## What to do:
Scan the following material for the string "page" and copy each line in which it appears.

## Data shown:
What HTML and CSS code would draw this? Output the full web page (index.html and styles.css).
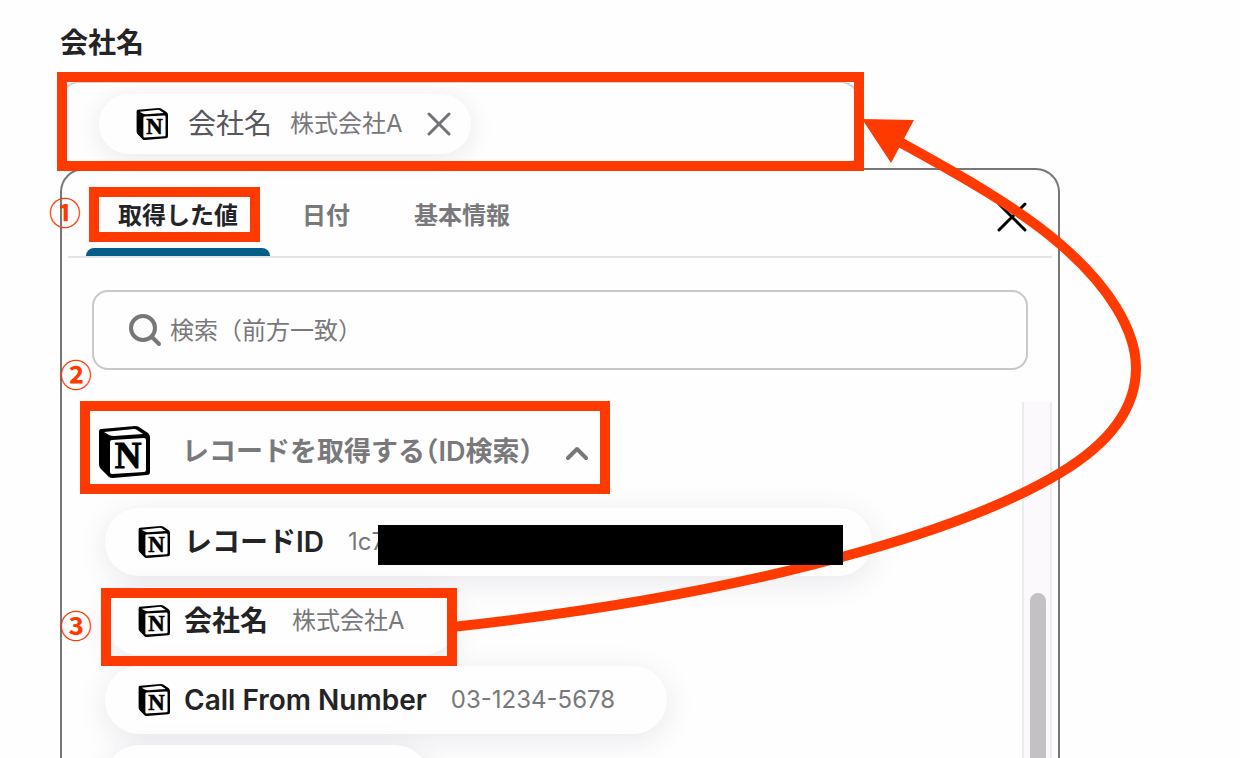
FILE: index.html
```html
<!DOCTYPE html>
<html lang="ja">
<head>
    <meta charset="utf-8">
    <meta name="viewport" content="width=device-width, initial-scale=1">
    <title>会社名</title>
    <link rel="stylesheet" href="styles.css">
</head>
<body>
<svg class="defs" aria-hidden="true">
    <symbol id="icon-notion" viewBox="0 0 52 54">
        <path d="M3 4 L37 1 Q39 1 41 2 L50 8 Q52 10 52 12 L52 47 Q52 50 49 50 L15 53 Q12 53 11 52 L2 43 Q1 41 1 39 L1 7 Q1 4 3 4 Z" fill="#000"/>
        <path d="M6 7 L36 4 Q38 4 39 5 L45 9 L16 11 Q13 11 11 10 Z" fill="#fff"/>
        <path d="M14 15 L46 13 Q48 13 48 15 L48 45 Q48 47 46 47 L14 49 Q12 49 12 47 L12 17 Q12 15 14 15 Z" fill="#fff"/>
        <text x="30" y="43" text-anchor="middle" class="notion-letter">N</text>
    </symbol>
</svg>

<main class="page">
    <div class="form">
        <div class="field-label">会社名</div>

        <div class="field marked">
            <div class="chip">
                <svg class="icon"><use href="#icon-notion"/></svg>
                <span class="chip-name">会社名</span>
                <span class="chip-value">株式会社A</span>
                <button class="icon-btn chip-remove" type="button" aria-label="削除">
                    <svg width="24" height="24" viewBox="0 0 24 24"><path d="M2 2 L22 22 M22 2 L2 22"/></svg>
                </button>
            </div>
        </div>

        <div class="panel">
            <div class="panel-header">
                <div class="tabs">
                    <button class="tab active marked" type="button">取得した値</button>
                    <button class="tab" type="button">日付</button>
                    <button class="tab" type="button">基本情報</button>
                </div>
                <button class="icon-btn panel-close" type="button" aria-label="閉じる">
                    <svg width="30" height="30" viewBox="0 0 30 30"><path d="M2 2 L28 28 M28 2 L2 28"/></svg>
                </button>
            </div>

            <label class="search">
                <svg width="34" height="34" viewBox="0 0 34 34"><circle cx="15" cy="15" r="12"/><path d="M24 24 L31 31"/></svg>
                <input type="text" placeholder="検索（前方一致）" aria-label="検索（前方一致）">
            </label>

            <div class="list">
                <div class="list-body">
                    <button class="group marked" type="button">
                        <svg class="icon-large"><use href="#icon-notion"/></svg>
                        <span class="group-title">レコードを取得する（ID検索）</span>
                        <svg class="chevron" width="24" height="24" viewBox="0 0 24 24"><path d="M3 18 L12 9 L21 18"/></svg>
                    </button>

                    <button class="item" type="button">
                        <svg class="icon"><use href="#icon-notion"/></svg>
                        <span class="item-name">レコードID</span>
                        <span class="item-value">1c7</span>
                        <span class="redacted"></span>
                    </button>
                    <button class="item marked" type="button">
                        <svg class="icon"><use href="#icon-notion"/></svg>
                        <span class="item-name">会社名</span>
                        <span class="item-value">株式会社A</span>
                    </button>
                    <button class="item" type="button">
                        <svg class="icon"><use href="#icon-notion"/></svg>
                        <span class="item-name">Call From Number</span>
                        <span class="item-value">03-1234-5678</span>
                    </button>
                    <div class="item item-next"></div>
                </div>
                <div class="scrollbar"><div class="scrollbar-thumb"></div></div>
            </div>
        </div>
    </div>

    <!-- Annotations -->
    <span class="step step-1">①</span>
    <span class="step step-2">②</span>
    <span class="step step-3">③</span>
    <svg class="arrow" width="1240" height="758" viewBox="0 0 1240 758" aria-hidden="true">
        <path class="arrow-line" d="M452 627 C600 611 740 586 860 552 C960 524 1020 497 1060 473 C1110 443 1136 408 1136 368 C1136 330 1108 285 1060 244 C1020 209 960 175 896 140"/>
        <path class="arrow-head" d="M862 119 L914 120 L891 163 Z"/>
    </svg>
</main>
</body>
</html>
```

FILE: styles.css
```css
* {
    box-sizing: border-box;
}
body {
    margin: 0;
    background: #fefefe;
    color: #242326;
    font-family: Inter, "Noto Sans CJK JP", sans-serif;
}
button {
    margin: 0;
    padding: 0;
    border: none;
    background: none;
    color: inherit;
    font: inherit;
    cursor: pointer;
}
svg {
    flex: none;
}
.defs {
    display: none;
}
.notion-letter {
    font-family: "Liberation Serif", serif;
    font-size: 37px;
    font-weight: bold;
    fill: #000;
    stroke: #000;
    stroke-width: 1;
}

.page {
    position: relative;
    display: flex;
    height: 100vh;
    padding: 23px 60px 0;
    overflow: hidden;
}
.form {
    display: flex;
    flex: 1;
    flex-direction: column;
    max-width: 1000px;
}
.field-label {
    margin-bottom: 18px;
    font-size: 28px;
    font-weight: 600;
    line-height: 40px;
}

/* Input field */
.field {
    display: flex;
    flex: none;
    align-items: center;
    max-width: 800px;
    height: 87px;
    padding: 0 0 2px 37px;
    border: 2px solid #d2d1d4;
    border-radius: 20px;
}
.chip {
    display: flex;
    align-items: center;
    height: 60px;
    padding: 0 20px 0 37px;
    border-radius: 30px;
    background: #fefefe;
    box-shadow: 0 4px 24px rgba(50, 30, 70, 0.1);
    color: #58575b;
    line-height: 32px;
}
.icon {
    width: 32px;
    height: 34px;
}
.chip-name {
    margin: 0 18px 0 20px;
    font-size: 28px;
}
.chip-value {
    margin-right: 24px;
    color: #79787b;
    font-size: 24px;
}
.icon-btn {
    display: flex;
}
.icon-btn svg {
    fill: none;
    stroke: #727175;
    stroke-width: 3;
    stroke-linecap: round;
}

/* Panel */
.panel {
    display: flex;
    flex: 1;
    flex-direction: column;
    min-height: 0;
    border: 2px solid #777679;
    border-bottom: none;
    border-radius: 24px 24px 0 0;
}
.panel-header {
    display: flex;
    flex: none;
    align-items: center;
    justify-content: space-between;
    margin: 0 6px;
    padding: 0 25px 0 18px;
    border-bottom: 2px solid #e5e4e6;
}
.tabs {
    display: flex;
}
.tab {
    position: relative;
    height: 86px;
    padding: 0 32px;
    color: #79787b;
    font-size: 24px;
    font-weight: 600;
    white-space: nowrap;
}
.tab.active {
    color: #242326;
}
.tab.active::before {
    content: "";
    position: absolute;
    right: 0;
    bottom: 0;
    left: 0;
    height: 8px;
    border-radius: 8px 8px 0 0;
    background: #035f87;
}
.panel-close {
    margin-top: 8px;
}
.panel-close svg {
    stroke: #000;
}

.search {
    display: flex;
    flex: none;
    align-items: center;
    gap: 8px;
    height: 80px;
    margin: 32px 30px;
    padding: 0 34px;
    border: 2px solid #c8c7c9;
    border-radius: 16px;
}
.search svg {
    fill: none;
    stroke: #777679;
    stroke-width: 4;
    stroke-linecap: round;
}
.search input {
    flex: 1;
    min-width: 0;
    padding: 0;
    border: none;
    outline: none;
    background: none;
    color: inherit;
    font: inherit;
    font-size: 24px;
}
.search input::placeholder {
    color: #79787b;
}

/* Value list */
.list {
    display: flex;
    flex: 1;
    justify-content: space-between;
    min-height: 0;
    margin-right: 6px;
}
.list-body {
    display: flex;
    flex-direction: column;
    align-items: flex-start;
    gap: 11px;
    padding-left: 43px;
}
.group {
    position: relative;
    display: flex;
    flex: none;
    align-items: center;
    height: 95px;
    margin-left: -7px;
    padding-top: 5px;
    color: #79787b;
    font-size: 27px;
    font-weight: 600;
    line-height: 32px;
    white-space: nowrap;
}
.icon-large {
    width: 52px;
    height: 54px;
}
.group-title {
    margin: 0 32px;
    font-feature-settings: "halt";
}
.chevron {
    fill: none;
    stroke: #777679;
    stroke-width: 4;
    stroke-linecap: round;
    stroke-linejoin: round;
}
.item {
    position: relative;
    display: flex;
    flex: none;
    align-items: center;
    height: 68px;
    padding: 0 52px 0 33px;
    border-radius: 34px;
    background: #fefefe;
    box-shadow: 0 6px 30px rgba(50, 30, 70, 0.1);
    line-height: 32px;
    white-space: nowrap;
}
.item-name {
    margin: 0 24px 0 14px;
    font-size: 28px;
    font-weight: 600;
}
.item-value {
    color: #79787b;
    font-size: 24px;
}
.item-next {
    width: 324px;
}
.redacted {
    position: relative;
    z-index: 4;
    width: 465px;
    height: 40px;
    margin: 6px -23px 0 -7px;
    background: #000;
}
.scrollbar {
    width: 30px;
    padding: 191px 4px 0 6px;
    border: solid #ebeaec;
    border-width: 0 2px;
    background: #fbf9fc;
}
.scrollbar-thumb {
    height: 100%;
    border-radius: 8px 8px 0 0;
    background: #c3c1c4;
}

/* Annotations */
.marked {
    position: relative;
}
.marked::after {
    content: "";
    position: absolute;
    z-index: 2;
    border: 10px solid #ff3a00;
}
.field.marked::after {
    inset: -11px -6px -5px -5px;
}
.tab.marked::after {
    inset: 17px 10px 14px 3px;
}
.group.marked::after {
    inset: -1px -21px 3px -18px;
}
.item.marked::after {
    inset: 1px 0 -11px -4px;
}
.step {
    position: absolute;
    z-index: 2;
    color: #ff3a00;
    font-family: "Noto Sans CJK JP", sans-serif;
    font-size: 32px;
    font-weight: 600;
    line-height: 32px;
}
.step-1 {
    top: 195px;
    left: 49px;
}
.step-2 {
    top: 357px;
    left: 60px;
}
.step-3 {
    top: 608px;
    left: 60px;
}
.arrow {
    position: absolute;
    z-index: 3;
    top: 0;
    left: 0;
    pointer-events: none;
}
.arrow-line {
    fill: none;
    stroke: #ff3a00;
    stroke-width: 10;
}
.arrow-head {
    fill: #ff3a00;
}
```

## Response to this exercise:
What HTML and CSS code would draw this? Output the full web page (index.html and styles.css).
<main class="page">
.page {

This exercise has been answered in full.